If you get your insurance coverage through your employment, then in virtually every case ERISA preempts state law (meaning it cancels it out, eradicates it, takes its place). But, having gutted state law relating to insurance disputes, it fails to provide any reasonable substitute. The remedies it provides (i.e. what you get if you win a lawsuit) are very, very stingy. And ERISA severely compromises your ability to secure even the scant remedies it does provide.

1. Remedies. ERISA limits the recovery you might get to the benefits which should have been provided in the first place, and an award on account of attorney fees in the court’s discretion. Example: you have your disability benefits wrongfully denied. As a result, you have no income, your credit rating is trashed, you lose your home and you are driven into bankruptcy. You file your ERISA suit and against the odds, you win. What do you get? The benefits they should have been paying you back when it might have done you some good. That's all (you might -- might -- get something on account of your attorney fees too).

The trashed credit, the lost home, the bankruptcy, the ruined life? Bupkis. ERISA does not allow for any recovery on account of these sorts of consequential damages -- none. And this applies even if the insurance company committed outright fraud when it denied your claim. Incidentally, I find it quite difficult to understand why the insurance industry, uniquely among all industries in America, needs to have immunity from liability for fraud if it is to offer its services at a reasonable price. Anyway, this concern goes beyond making people whole; it also directly impacts the behavior of insurance companies.

As of now we have a situation where the law tells insurers they face no meaningful consequences if they deny care improperly or even commit outright fraud. As one federal judge has commented, "if an HMO wrongly denies a participant's claim even in bad faith, the greatest cost it could face is being compelled to cover the procedure, the very cost it would have faced had it acted in good faith. Any rational HMO will recognize that if it acts in good faith, it will pay for far more procedures than if it acts otherwise, and punitive damages, which might otherwise guard against such profiteering, are no obstacle at all." Insurance companies, of course, are not charities, but corporations; their boards are subject to a fiduciary duty to maximize shareholder value. If it is possible to accomplish this by mistreating insureds, then it follows insurers will do precisely that (and believe me, they do).

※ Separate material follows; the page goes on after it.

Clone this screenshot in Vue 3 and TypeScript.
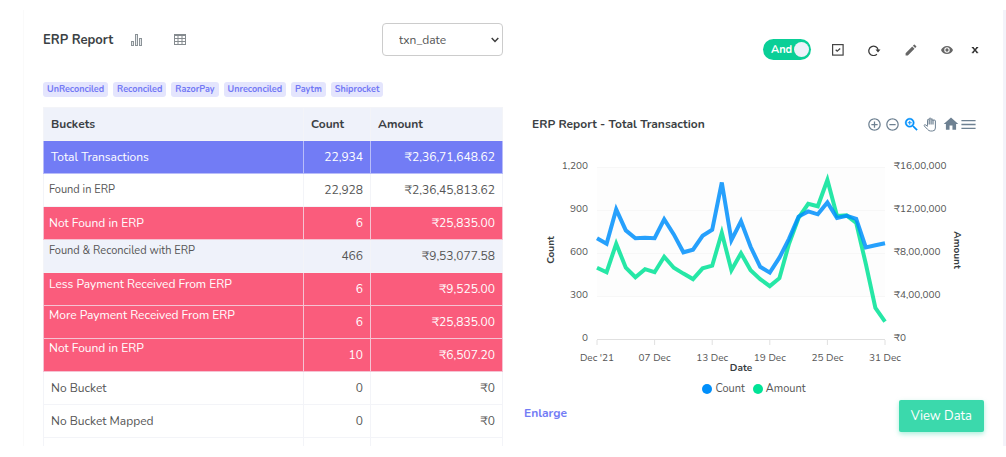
<script setup lang="ts">
import { ref } from 'vue'

type Tone = 'total' | 'plain' | 'alert' | 'soft'
type Label = 'regular' | 'note' | 'wide' | 'upper' | 'top'

interface Row {
  name: string
  count: string
  amount: string
  tone: Tone
  label: Label
}

const field = ref('txn_date')
const joinAnd = ref(true)

const tags = ['UnReconciled', 'Reconciled', 'RazorPay', 'Unreconciled', 'Paytm', 'Shiprocket']

const rows: Row[] = [
  { name: 'Total Transactions', count: '22,934', amount: '₹2,36,71,648.62', tone: 'total', label: 'regular' },
  { name: 'Found in ERP', count: '22,928', amount: '₹2,36,45,813.62', tone: 'plain', label: 'note' },
  { name: 'Not Found in ERP', count: '6', amount: '₹25,835.00', tone: 'alert', label: 'wide' },
  { name: 'Found & Reconciled with ERP', count: '466', amount: '₹9,53,077.58', tone: 'soft', label: 'upper' },
  { name: 'Less Payment Received From ERP', count: '6', amount: '₹9,525.00', tone: 'alert', label: 'upper' },
  { name: 'More Payment Received From ERP', count: '6', amount: '₹25,835.00', tone: 'alert', label: 'top' },
  { name: 'Not Found in ERP', count: '10', amount: '₹6,507.20', tone: 'alert', label: 'top' },
  { name: 'No Bucket', count: '0', amount: '₹0', tone: 'plain', label: 'regular' },
  { name: 'No Bucket Mapped', count: '0', amount: '₹0', tone: 'plain', label: 'regular' },
]

/* transactions per day */
const counts = [
  703, 664, 904, 758, 703, 706, 703, 835, 730, 605, 623, 720, 762, 1092, 689, 821, 643, 504, 463, 567, 699, 854, 890,
  870, 953, 845, 859, 838, 639, 654, 668,
]
/* rupees per day, in thousands */
const amounts = [
  663, 621, 886, 663, 575, 649, 621, 765, 663, 608, 557, 658, 682, 988, 640, 798, 640, 557, 492, 566, 886, 1127, 1257,
  1234, 1479, 1145, 1150, 1081, 700, 288, 162,
]

const plot = { left: 73, right: 361, top: 18, bottom: 190 }
const xAt = (day: number) => plot.left + (day / 30) * (plot.right - plot.left)
const yAt = (share: number) => plot.bottom - share * (plot.bottom - plot.top)
const line = (values: number[], max: number) =>
  values.map((v, i) => `${xAt(i).toFixed(1)},${yAt(v / max).toFixed(1)}`).join(' ')

const countLine = line(counts, 1200)
const amountLine = line(amounts, 1600)

const levels = [
  { share: 1, count: '1,200', amount: '₹16,00,000' },
  { share: 0.75, count: '900', amount: '₹12,00,000' },
  { share: 0.5, count: '600', amount: '₹8,00,000' },
  { share: 0.25, count: '300', amount: '₹4,00,000' },
  { share: 0, count: '0', amount: '₹0' },
]
const days = [
  { day: 0, text: "Dec '21" },
  { day: 6, text: '07 Dec' },
  { day: 12, text: '13 Dec' },
  { day: 18, text: '19 Dec' },
  { day: 24, text: '25 Dec' },
  { day: 30, text: '31 Dec' },
]
</script>

<template>
  <main class="card">
    <section class="report">
      <header class="report-head">
        <h1>ERP Report</h1>
        <button class="icon-btn" type="button" aria-label="Chart view">
          <svg width="14" height="14" viewBox="0 0 14 14" fill="#e6e9eb" stroke="#8b9297">
            <rect x="1.5" y="8.5" width="2" height="4" />
            <rect x="5.5" y="1.5" width="2" height="11" />
            <rect x="9.5" y="5.5" width="2" height="7" />
          </svg>
        </button>
        <button class="icon-btn" type="button" aria-label="Table view">
          <svg width="12" height="12" viewBox="0 0 12 12" fill="none" stroke="#858b8f">
            <rect x="0.5" y="0.5" width="11" height="10" />
            <path d="M.5 1.500h11M.5 4.500h11M.5 7.500h11M4 1v9.500M8 1v9.500" />
          </svg>
        </button>
        <div class="picker">
          <select v-model="field" aria-label="Date field">
            <option>txn_date</option>
          </select>
          <svg width="8" height="6" viewBox="0 0 8 6" fill="none" stroke="#3c3c3c" stroke-width="1.500">
            <path d="M.7 1 4 4.400 7.300 1" />
          </svg>
        </div>
      </header>

      <ul class="tags">
        <li v-for="tag in tags" :key="tag">{{ tag }}</li>
      </ul>

      <table>
        <colgroup>
          <col />
          <col class="col-count" />
          <col class="col-amount" />
        </colgroup>
        <thead>
          <tr>
            <th scope="col">Buckets</th>
            <th scope="col">Count</th>
            <th scope="col">Amount</th>
          </tr>
        </thead>
        <tbody>
          <tr v-for="(row, i) in rows" :key="i" :class="row.tone">
            <td :class="row.label">{{ row.name }}</td>
            <td class="num">{{ row.count }}</td>
            <td class="num">{{ row.amount }}</td>
          </tr>
          <tr class="rest">
            <td></td>
            <td></td>
            <td></td>
          </tr>
        </tbody>
      </table>
    </section>

    <section class="visual">
      <div class="actions">
        <label class="toggle">
          <input v-model="joinAnd" type="checkbox" />
          <span>And</span>
          <i></i>
        </label>
        <button class="icon-btn" type="button" aria-label="Select">
          <svg width="12" height="12" viewBox="0 0 12 12" fill="none" stroke="#444">
            <rect x="0.6" y="0.6" width="10.500" height="10.500" stroke-width="1.200" />
            <path d="m3.700 5.800 1.500 1.400L8.200 4.500" stroke-width="1.300" />
          </svg>
        </button>
        <button class="icon-btn" type="button" aria-label="Refresh">
          <svg width="13" height="12" viewBox="0 0 13 12">
            <path d="M8.900 10.100A4.700 4.700 0 1 1 10.100 5.800" fill="none" stroke="#3a3a3a" stroke-width="1.300" />
            <path d="M7.500 5.500h5L10 8.600z" fill="#3a3a3a" />
          </svg>
        </button>
        <button class="icon-btn" type="button" aria-label="Edit">
          <svg width="12" height="12" viewBox="2 2 20 20" fill="#666">
            <path
              d="M3 17.250V21h3.750L17.810 9.940l-3.750-3.750L3 17.250zM20.710 7.040a1 1 0 0 0 0-1.410l-2.340-2.340a1 1 0 0 0-1.410 0l-1.830 1.830 3.750 3.750 1.830-1.830z"
            />
          </svg>
        </button>
        <button class="icon-btn" type="button" aria-label="Preview">
          <svg width="12" height="12" viewBox="1 1 22 22" fill="#666">
            <path
              d="M12 4.500C7 4.500 2.730 7.610 1 12c1.730 4.390 6 7.500 11 7.500s9.270-3.110 11-7.500c-1.730-4.390-6-7.500-11-7.500zM12 17a5 5 0 1 1 0-10 5 5 0 0 1 0 10zm0-8a3 3 0 1 0 0 6 3 3 0 0 0 0-6z"
            />
          </svg>
        </button>
        <button class="icon-btn close" type="button" aria-label="Close">
          <svg width="8" height="8" viewBox="0 0 8 8" fill="none" stroke="#333">
            <path d="m1.800 1.500 4.400 5M6.200 1.500l-4.400 5" stroke-width="1.500" />
            <path d="M.8 1.500h1.900M5.300 1.500h1.900M.8 6.700h1.900M5.300 6.700h1.900" />
          </svg>
        </button>
      </div>

      <div class="chart-head">
        <h2>ERP Report - Total Transaction</h2>
        <div class="tools">
          <button class="icon-btn" type="button" aria-label="Zoom in">
            <svg width="15" height="15" viewBox="0 0 24 24" fill="#6e8192">
              <path
                d="M13 7h-2v4H7v2h4v4h2v-4h4v-2h-4V7zm-1-5C6.480 2 2 6.480 2 12s4.480 10 10 10 10-4.480 10-10S17.520 2 12 2zm0 18c-4.410 0-8-3.590-8-8s3.590-8 8-8 8 3.590 8 8-3.590 8-8 8z"
              />
            </svg>
          </button>
          <button class="icon-btn" type="button" aria-label="Zoom out">
            <svg width="15" height="15" viewBox="0 0 24 24" fill="#6e8192">
              <path
                d="M7 11v2h10v-2H7zm5-9C6.480 2 2 6.480 2 12s4.480 10 10 10 10-4.480 10-10S17.520 2 12 2zm0 18c-4.410 0-8-3.590-8-8s3.590-8 8-8 8 3.590 8 8-3.590 8-8 8z"
              />
            </svg>
          </button>
          <button class="icon-btn" type="button" aria-label="Selection zoom">
            <svg width="17" height="17" viewBox="0 0 24 24" fill="#008ffb" stroke="#008ffb" stroke-width="0.500">
              <path
                d="M15.500 14h-.79l-.28-.27C15.410 12.590 16 11.110 16 9.500 16 5.910 13.090 3 9.500 3S3 5.910 3 9.500 5.910 16 9.500 16c1.610 0 3.090-.59 4.230-1.570l.27.28v.79l5 4.990L20.490 19l-4.990-5zm-6 0C7.010 14 5 11.990 5 9.500S7.010 5 9.500 5 14 7.010 14 9.500 11.990 14 9.500 14z"
              />
              <path d="M12 10h-2v2H9v-2H7V9h2V7h1v2h2v1z" />
            </svg>
          </button>
          <button class="icon-btn" type="button" aria-label="Pan">
            <svg width="14" height="15" viewBox="0 0 14 15" fill="#fff" stroke="#6e8192" stroke-linejoin="round">
              <path
                d="M4.500 8.500V3.200q0-.9.8-.9t.9.9V2q0-1 .9-1t.9 1v.7q0-.9.9-.9t.9.9v1.200q0-.9 1.300-.9t1.300.9V11q0 3-3 3H7.500Q5.800 14 4.500 12.300L1.200 8.900q-.3-.8.5-1.200 1-.2 2.800 1.600z"
              />
              <path d="M6.200 3v4.500M8.100 2.500v5M10 3.500v4" stroke-width="1.200" />
            </svg>
          </button>
          <button class="icon-btn home" type="button" aria-label="Reset zoom">
            <svg width="16" height="16" viewBox="1 1 22 22" fill="#6e8192">
              <path d="M10 20v-6h4v6h5v-8h3L12 3 2 12h3v8z" />
            </svg>
          </button>
          <button class="icon-btn" type="button" aria-label="Menu">
            <svg width="17" height="17" viewBox="0 0 24 24" fill="#6e8192">
              <path d="M2 18.500h20v-2H2v2zm0-5.500h20v-2H2v2zm0-7.500v2h20v-2H2z" />
            </svg>
          </button>
        </div>
      </div>

      <svg class="chart" viewBox="0 0 460 226" role="img" aria-label="Count and amount by date">
        <rect x="73" y="18" width="288" height="129" fill="#fdfdfd" />
        <g stroke="#f7f7f7">
          <line v-for="l in levels" :key="l.count" x1="73" x2="361" :y1="yAt(l.share) + 0.5" :y2="yAt(l.share) + 0.5" />
        </g>
        <g stroke="#e0e0e0">
          <path d="M73 190.500H361" />
          <line v-for="d in days" :key="d.day" :x1="xAt(d.day)" :x2="xAt(d.day)" y1="191" y2="196" />
        </g>
        <g class="tick">
          <template v-for="l in levels" :key="l.count">
            <text x="64" :y="yAt(l.share) + 2" text-anchor="end">{{ l.count }}</text>
            <text x="370" :y="yAt(l.share) + 2">{{ l.amount }}</text>
          </template>
        </g>
        <g class="day">
          <text v-for="d in days" :key="d.day" :x="xAt(d.day)" y="212" text-anchor="middle">{{ d.text }}</text>
        </g>
        <g class="axis" text-anchor="middle">
          <text transform="translate(30 101) rotate(-90)">Count</text>
          <text transform="translate(430 101) rotate(90)">Amount</text>
          <text x="217" y="222">Date</text>
        </g>
        <g fill="none" stroke-width="4" stroke-opacity="0.85">
          <polyline :points="amountLine" stroke="#00e396" />
          <polyline :points="countLine" stroke="#008ffb" />
        </g>
      </svg>

      <div class="legend">
        <span><i class="dot count"></i>Count</span>
        <span><i class="dot amount"></i>Amount</span>
      </div>

      <footer>
        <a href="#enlarge">Enlarge</a>
        <button class="view" type="button">View Data</button>
      </footer>
    </section>
  </main>
</template>

<style>
body {
  margin: 0;
  background: #fff;
}
</style>

<style scoped>
.card {
  box-sizing: border-box;
  display: grid;
  grid-template-columns: minmax(0, 1fr) minmax(0, 1fr);
  gap: 21px;
  margin: 10px 0 11px 23px;
  padding: 0 19px;
  border-left: 1px solid #fafafa;
  border-right: 3px solid #f3f3fa;
  color: #3b3f44;
  font-family: Nunito, Lato, 'Noto Sans', sans-serif;
  font-size: 12px;
  line-height: 18px;
}

h1,
h2 {
  margin: 0;
  font-size: 13px;
  font-weight: 700;
}

h2 {
  font-size: 12px;
}

button,
select {
  font: inherit;
}

.icon-btn {
  display: flex;
  align-items: center;
  justify-content: center;
  padding: 0;
  border: 0;
  background: none;
}

.report-head {
  display: flex;
  align-items: center;
  gap: 30px;
  padding-top: 13px;
}

.report-head h1 {
  margin-right: -13px;
}

.picker {
  position: relative;
  width: 121px;
  margin-left: auto;
}

.picker select {
  display: block;
  width: 100%;
  height: 33px;
  padding: 0 16px;
  border: 1px solid #ccc;
  border-radius: 4px;
  appearance: none;
  background: #fff;
  color: #555;
}

.picker svg {
  position: absolute;
  top: 14px;
  right: 4px;
  pointer-events: none;
}

.tags {
  display: flex;
  gap: 5px;
  margin: 26px 0 10px;
  padding: 0;
  list-style: none;
}

.tags li {
  padding: 0 4px;
  border-radius: 3px;
  background: #e4e5fd;
  color: #7278f5;
  font-size: 9px;
  font-weight: 700;
  line-height: 15px;
}

table {
  width: 100%;
  border-collapse: collapse;
  table-layout: fixed;
}

.col-count {
  width: 67px;
}

.col-amount {
  width: 132px;
}

th,
td {
  box-sizing: border-box;
  height: 33px;
  padding: 0 7px;
  border: 1px solid #f3f4f8;
}

th {
  background: #eff2fa;
  text-align: left;
  font-weight: 700;
}

td {
  color: #555;
}

.num {
  text-align: right;
}

.total td,
.alert td {
  border-color: #f5c3d3;
  color: #fff;
}

.total td {
  border-color: #b9bdf9;
  background: #727cf5;
}

.alert td {
  background: #fa5c7c;
}

.soft td {
  background: #eff2fa;
}

td.note,
td.upper {
  font-size: 11px;
}

td.note,
td.wide,
td.upper,
td.top {
  padding-left: 5px;
}

.alert td.upper {
  font-size: 12px;
}

td.upper,
td.top {
  padding-top: 2px;
  vertical-align: top;
}

td.top {
  padding-top: 0;
}

.rest td {
  height: 8px;
  border-bottom: 0;
}

.visual {
  display: flex;
  flex-direction: column;
}

.actions {
  display: flex;
  align-items: center;
  justify-content: flex-end;
  gap: 24px;
  margin-top: 29px;
  padding-right: 5px;
}

.actions .close {
  margin-left: -6px;
}

.toggle {
  display: flex;
  align-items: center;
  gap: 2px;
  box-sizing: border-box;
  width: 48px;
  height: 21px;
  margin-right: -3px;
  padding: 0 3px 0 8px;
  border-radius: 11px;
  background: #0acf97;
  color: #fff;
  font-size: 11px;
  font-weight: 700;
}

.toggle input {
  position: absolute;
  opacity: 0;
}

.toggle i {
  flex: none;
  width: 15px;
  height: 15px;
  margin-left: auto;
  border-radius: 50%;
  background: #eef2fa;
}

.chart-head {
  display: flex;
  align-items: center;
  justify-content: space-between;
  margin-top: 55px;
  padding: 0 7px 0 8px;
}

.tools {
  display: flex;
  align-items: center;
  gap: 3px;
}

.tools .home {
  margin: 0 -2px 0 3px;
}

.chart {
  display: block;
  width: 100%;
  margin-top: 16px;
}

.tick,
.day,
.axis {
  font-size: 10px;
  fill: #555;
}

.axis {
  font-weight: 700;
  fill: #373d3f;
}

.legend {
  display: flex;
  justify-content: center;
  gap: 8px;
  margin-top: 5px;
  font-size: 11px;
  color: #555;
}

.legend span {
  display: flex;
  align-items: center;
  gap: 3px;
}

.dot {
  width: 10px;
  height: 10px;
  border-radius: 50%;
}

.dot.count {
  background: #008ffb;
}

.dot.amount {
  background: #00e396;
}

footer {
  display: flex;
  align-items: flex-start;
  justify-content: space-between;
  margin-top: 2px;
}

footer a {
  margin-top: 4px;
  color: #727cf5;
  font-weight: 700;
  text-decoration: none;
}

.view {
  height: 32px;
  padding: 0 12px;
  border: 0;
  border-radius: 2px;
  background: #3bd9ac;
  box-shadow: 0 2px 5px rgba(10, 207, 151, 0.35);
  color: #fff;
  font-size: 13px;
}
</style>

2. Procedure. In ERISA litigation, courts have determined among other things that there is no right to a jury; that discovery (the pre-trial process where you obtain the other side's documents, take depositions and such) is to be significantly abridged; that the evidence which may be introduced at trial is limited to that which the insurer deigned to assemble during its claims evaluation process; and that, when the policy contains language vesting "discretion" in the insurer, if you prove the insurance company was wrong -- you lose. In order to win, you must prove the denial was "arbitrary and capricious" -- that is to say, ridiculous, absurd, unintelligible, crazy. And lo and behold, the insurance companies grant themselves "discretion" when they write their policies. In this way we treat insurance companies as if they were federal judges. But Learned Hand they are not.

These days we're all debating health care reform and what to do about the uninsured. ERISA matters a lot here, because if you get your insurance through your employment, then consider yourself to be in that group. If by "insurance" you mean something like an enforceable promise by an insurance company that it will pay for what it says it will, what you have doesn't qualify. What you have is a piece of paper saying some company will pay your claim if it feels like it. You don't have insurance at all -- you only think you do.